With this in mind, I realized that going through and manually saving each HTML corresponding to each day of the season would be impractical. I therefore created Python scripts to accomplish this task. Here is an example of a script for saving the HTML of the Fangraphs Pitching Leaderboard for each day of the season:
import urllib3
from datetime import date, timedelta
from random import randint
from time import sleep
http = urllib3.PoolManager(cert_reqs='CERT_NONE')
start = date(2019, 3, 21)
end = date(2019, 9, 30)
delta = timedelta(days=1)
# Get Fangraphs Pitching Leaders Dashboard
while start <= end:
url = "https://www.fangraphs.com/leaders.aspx?pos=all&stats=pit&lg=all&qual=0&type=8&season=2019&month=1000&season1=2019&ind=0&team=&rost=&age=&filter=&players=&startdate=2019-03-01&enddate=2019-" + f"{start.month:02d}" + "-" + f"{start.day:02d}" + "&page=1_1000"

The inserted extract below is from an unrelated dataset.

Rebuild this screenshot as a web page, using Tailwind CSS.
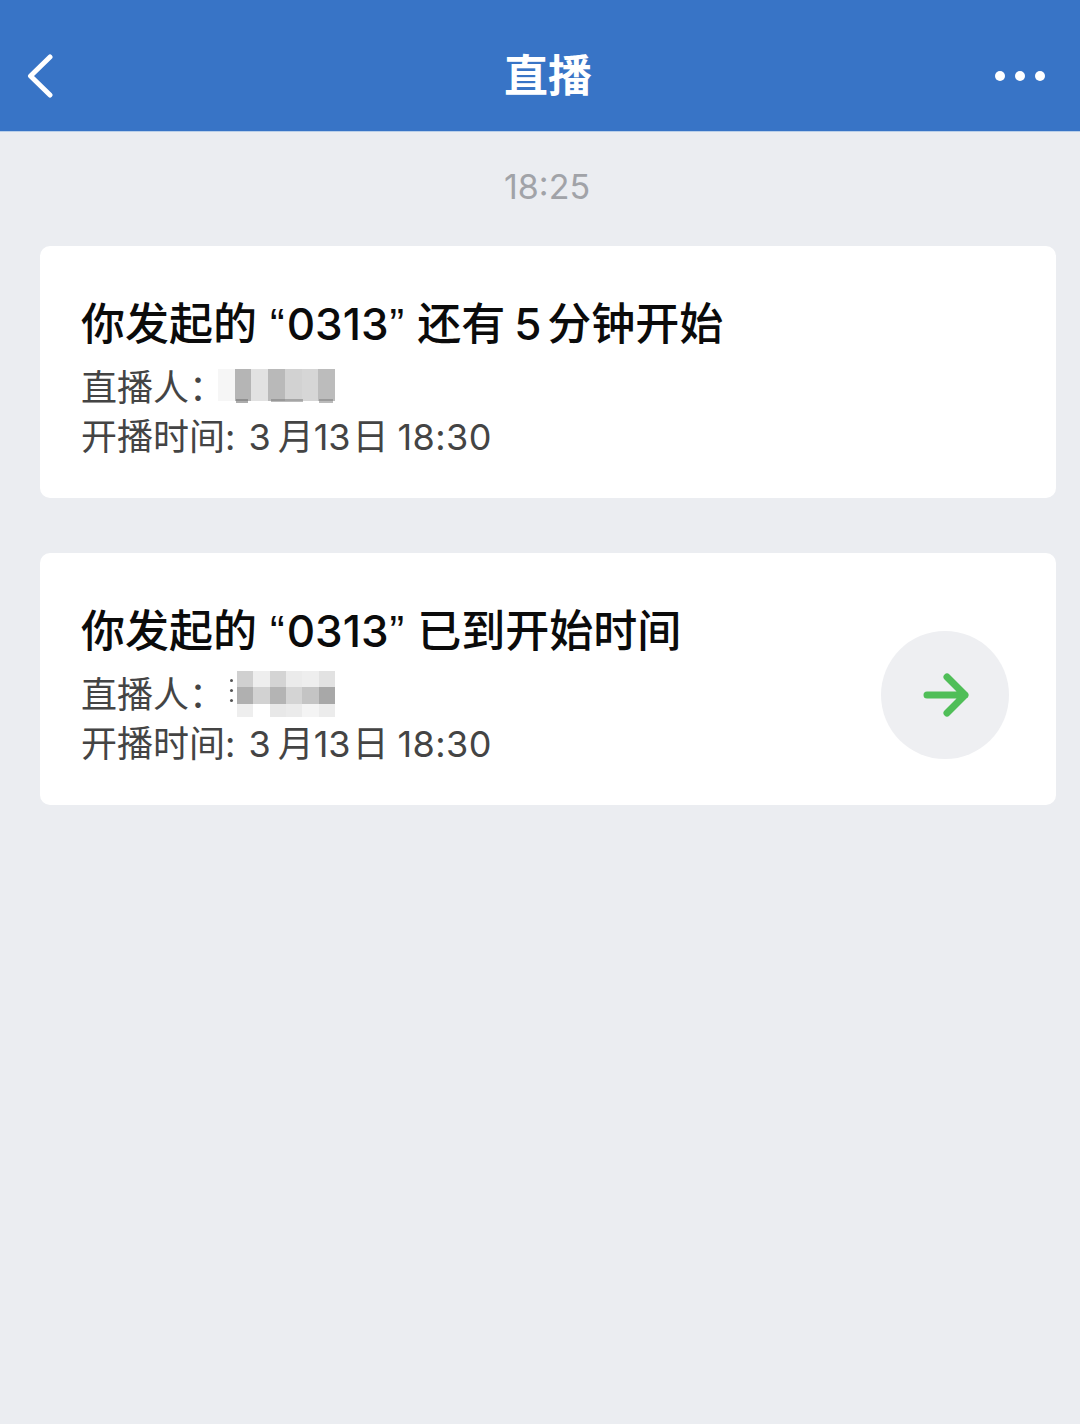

r = http.request('GET', url, preload_content=False)
with open("/Users/paulbrendel/Desktop/Baseball/DFS Project/fangraphs_pitching_leaders_dashboard/"
+ f"{start.month:02d}" + f"{start.day:02d}" + ".htm", "wb") as out:
while True:
data = r.read(65536)
if not data:
break
out.write(data)
start += delta
r.release_conn()
Next, I needed to figure out a way to go through these HTMLs and scrape the necessary data. The “rvest” comes in handy here through its functions read_html, html_nodes, and html_table. In this example, I want to know a pitcher’s season stats at a particular point in time so the function has parameters for the name and the date. It was also to include in the function checks in case the pitcher doesn’t appear in the data (maybe he started the year on the IL) and checks in case the HTML doesn’t exist. In those two cases, I want the function to output a blank dataframe instead of the function producing an error.
pitcher_season_stats <- function(name, end_month, end_day) {
url <- paste0("fangraphs_pitching_leaders_dashboard/", end_month, end_day, ".htm")
if (file.exists(url)) {
l1 <- read_html(url)
l1 <- html_nodes(l1, 'table')
fangraphs <- html_table(l1, fill = TRUE)[[13]]
fangraphs <- fangraphs[-c(1,3),]
# Extract column names
columnNames <- as.list(fangraphs[1,])
# Take care of symbols in column names
columnNames <- gsub("%", ".p", columnNames)
columnNames <- gsub("/", "per", columnNames)
# Rename data frame and remove row with column names
colnames(fangraphs) <- columnNames
fangraphs <- data.frame(fangraphs[-1,]) %>%
filter(Name == name) %>%
mutate_at(c('W', 'G', 'IP', 'Kper9', 'BBper9', 'HRper9', 'BABIP', 'ERA', 'FIP', 'xFIP'), as.numeric) %>%
mutate(LOB.p = parse_number(LOB.p),
GB.p = parse_number(GB.p),
HRperFB = parse_number(HRperFB),
month = end_month,
day = end_day)
# Create NA row if no data available
if(nrow(fangraphs) == 0) {
df <- data.frame(matrix(NA, nrow = 1, ncol = length(fangraphs)))
names(df) <- names(fangraphs)
fangraphs <- df}
}
# Create NA row if no URL available
else if(!file.exists(url)) {
fangraphs <- data.frame(matrix(NA, nrow = 1, ncol = 22))
names(fangraphs) <- c('X.', 'Name', 'Team', 'W', 'L', 'SV', 'G', 'GS', 'IP', 'Kper9', 'BBper9', 'HRper9',
'BABIP', 'LOB.p', 'GB.p', 'HRperFB', 'ERA', 'FIP', 'xFIP', 'WAR', 'month', 'day')
}
return(fangraphs)
}
So these two steps provide the foundation of how I built my model training data. After several of these functions were created, the next step was to incorporate these smaller functions into one giant function that takes as input the pitcher’s name and outputs a dataframe where each row corresponds to a game started during the 2019 season and has data for the pitcher’s stats/info before the game and the pitcher’s final DFS points for that game. Lastly, I looped this function through a list of all pitchers with 10 more more Start Innings Pitched.